Practical Implications

FCM customers who are dealing in retail forex (and OTC spot metals) transactions should keep in mind that margin they post in connection with these transactions is not considered to be customer property under section 766(h) of the Bankruptcy Code (11 U.S.C. § 766(h)), which provides guidance to bankruptcy trustees regarding distributions of customer property.
Further, because the definition of "commodity contract" under section 761(4) of the Bankruptcy Code is picked up under other important sections of the Bankruptcy Code, the ruling clarifies that OTC spot or forward foreign exchange purchases and OTC spot or forward metals purchases are not protected by the safe harbors for commodity contracts found in the following sections of the Bankruptcy Code:
  • Section 556, which protects the contractual right to liquidate, terminate or accelerate commodity contracts if triggered by a counterparty's bankruptcy, insolvency or financial condition (normally this would be a prohibited ipso facto clause).

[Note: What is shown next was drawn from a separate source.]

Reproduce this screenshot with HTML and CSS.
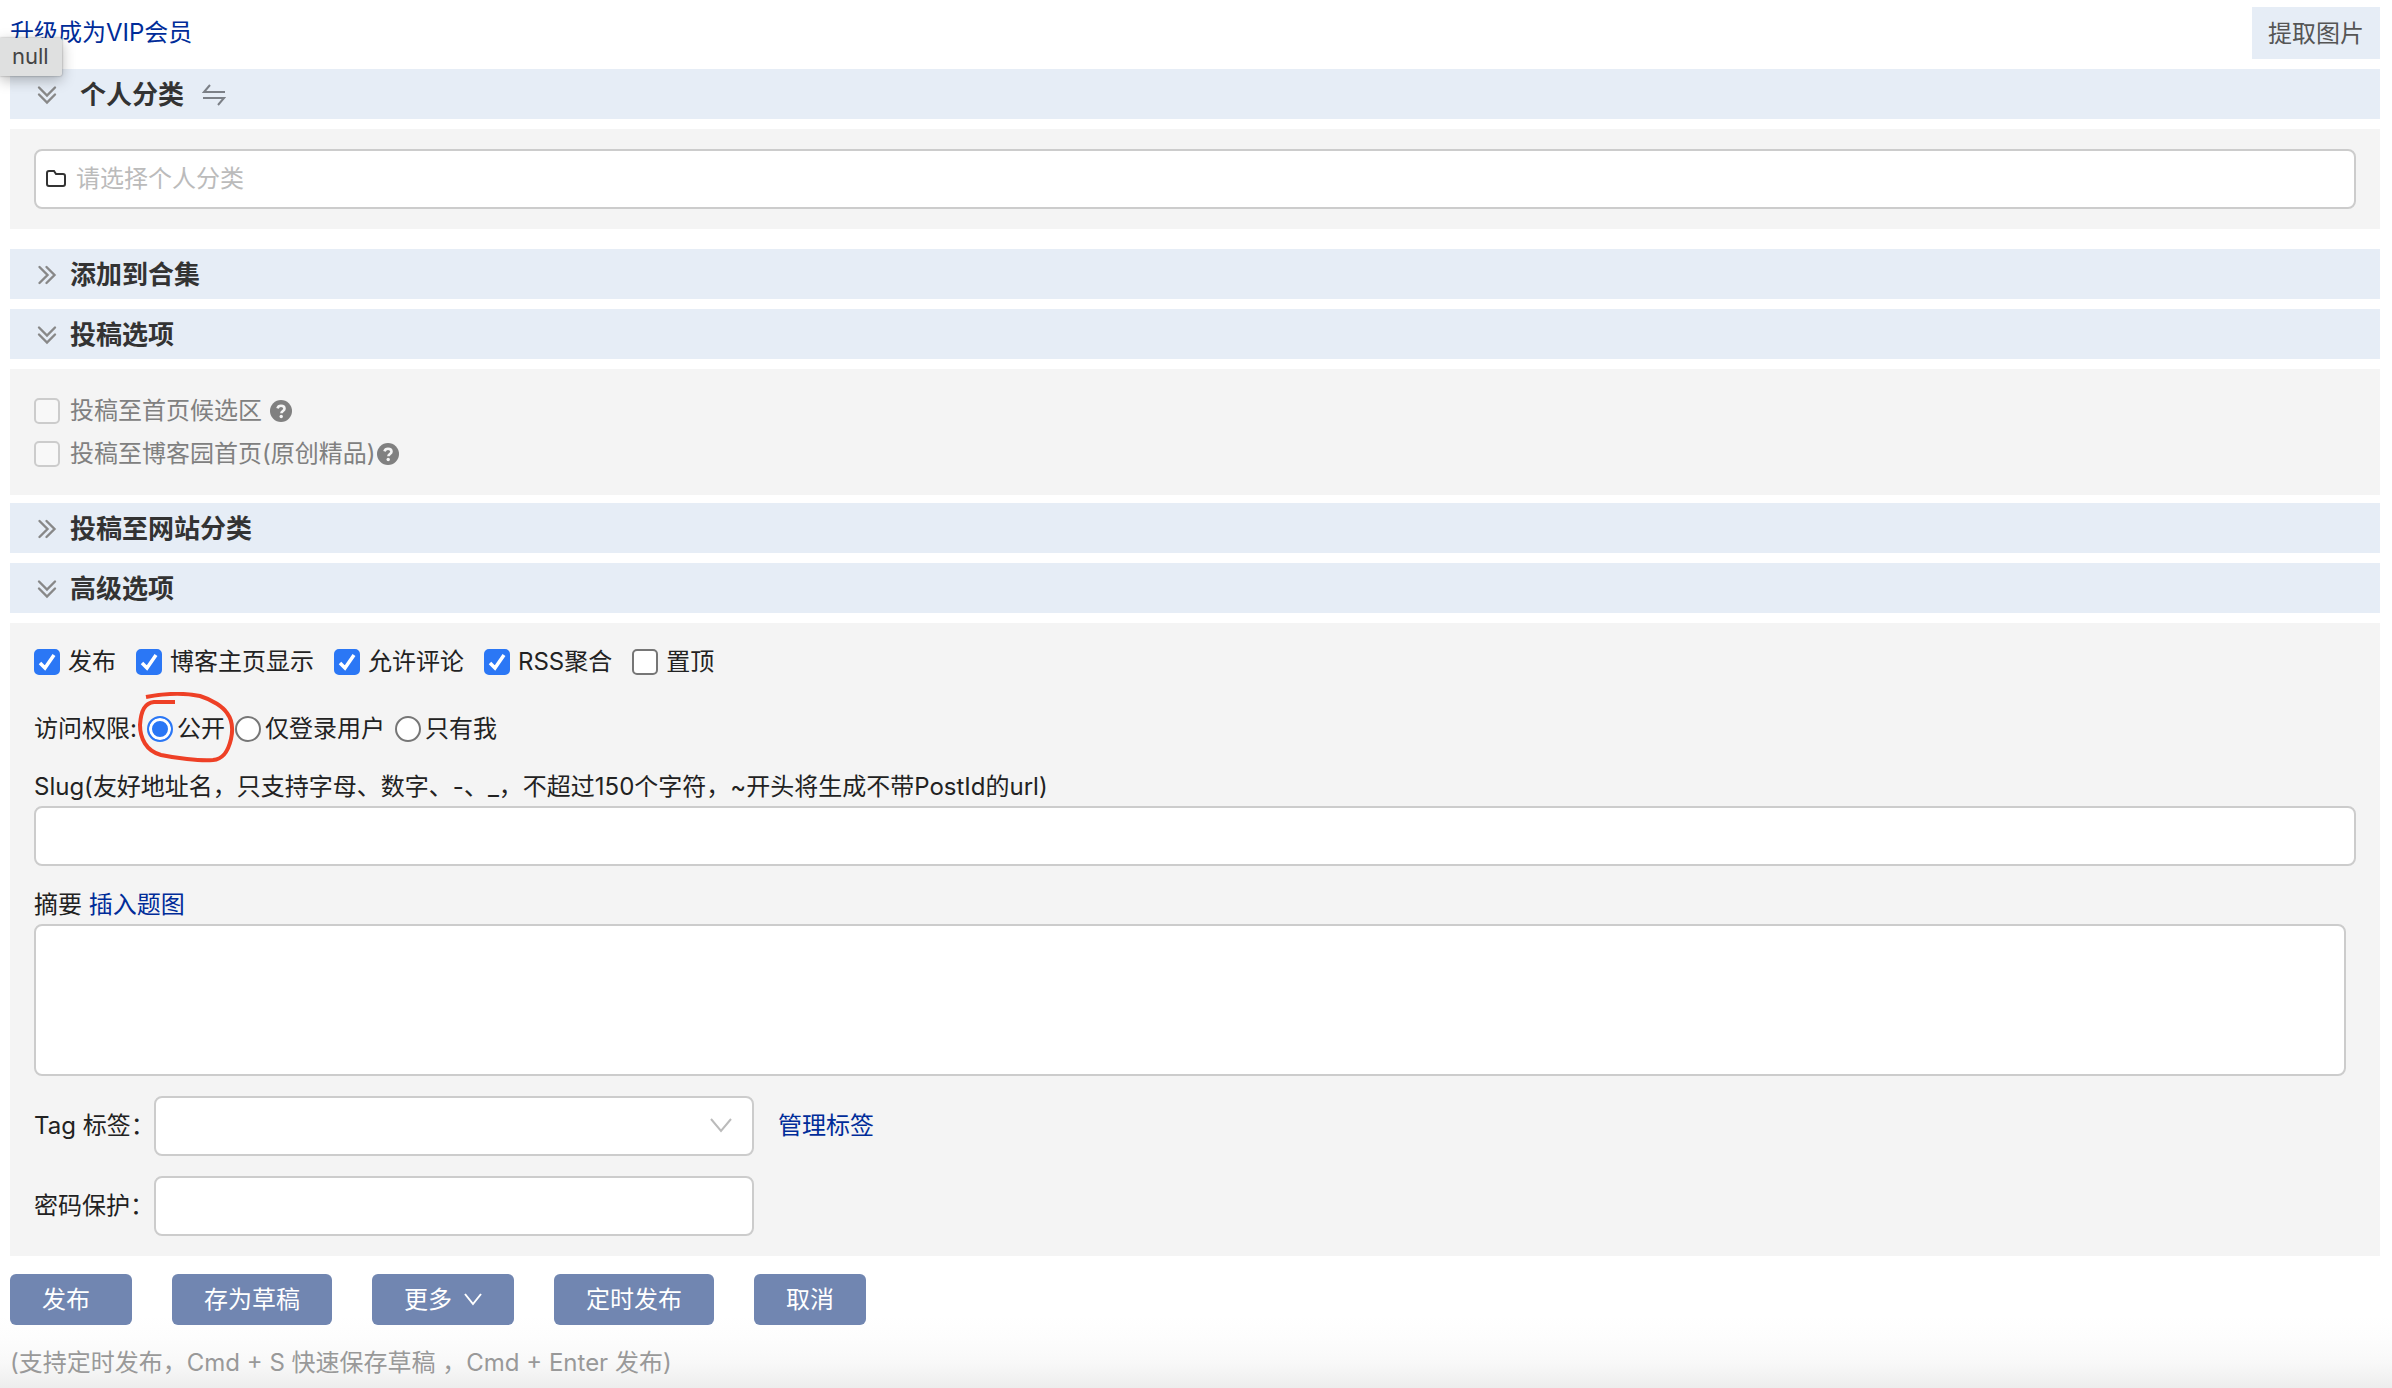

  • Section 561, which permits the exercise of contractual rights to terminate, liquidate, accelerate or offset under a master netting agreement (MNA) and across contracts covered by that MNA.
  • Section 362(b)(6), which permits the exercise of contractual rights to offset or net out any termination value, payment amount or other transfer obligation arising under or in connection with certain types of contracts (including commodity contracts) that would otherwise be in violation of the automatic stay.
  • Section 546(e), which limits a bankruptcy trustee's avoidance powers with respect to certain types of contracts, including commodity contracts.
  • Section 546(j), which protects all prepetition transfers made in connection with an MNA or any individual contract covered under an MNA, including a commodity contract.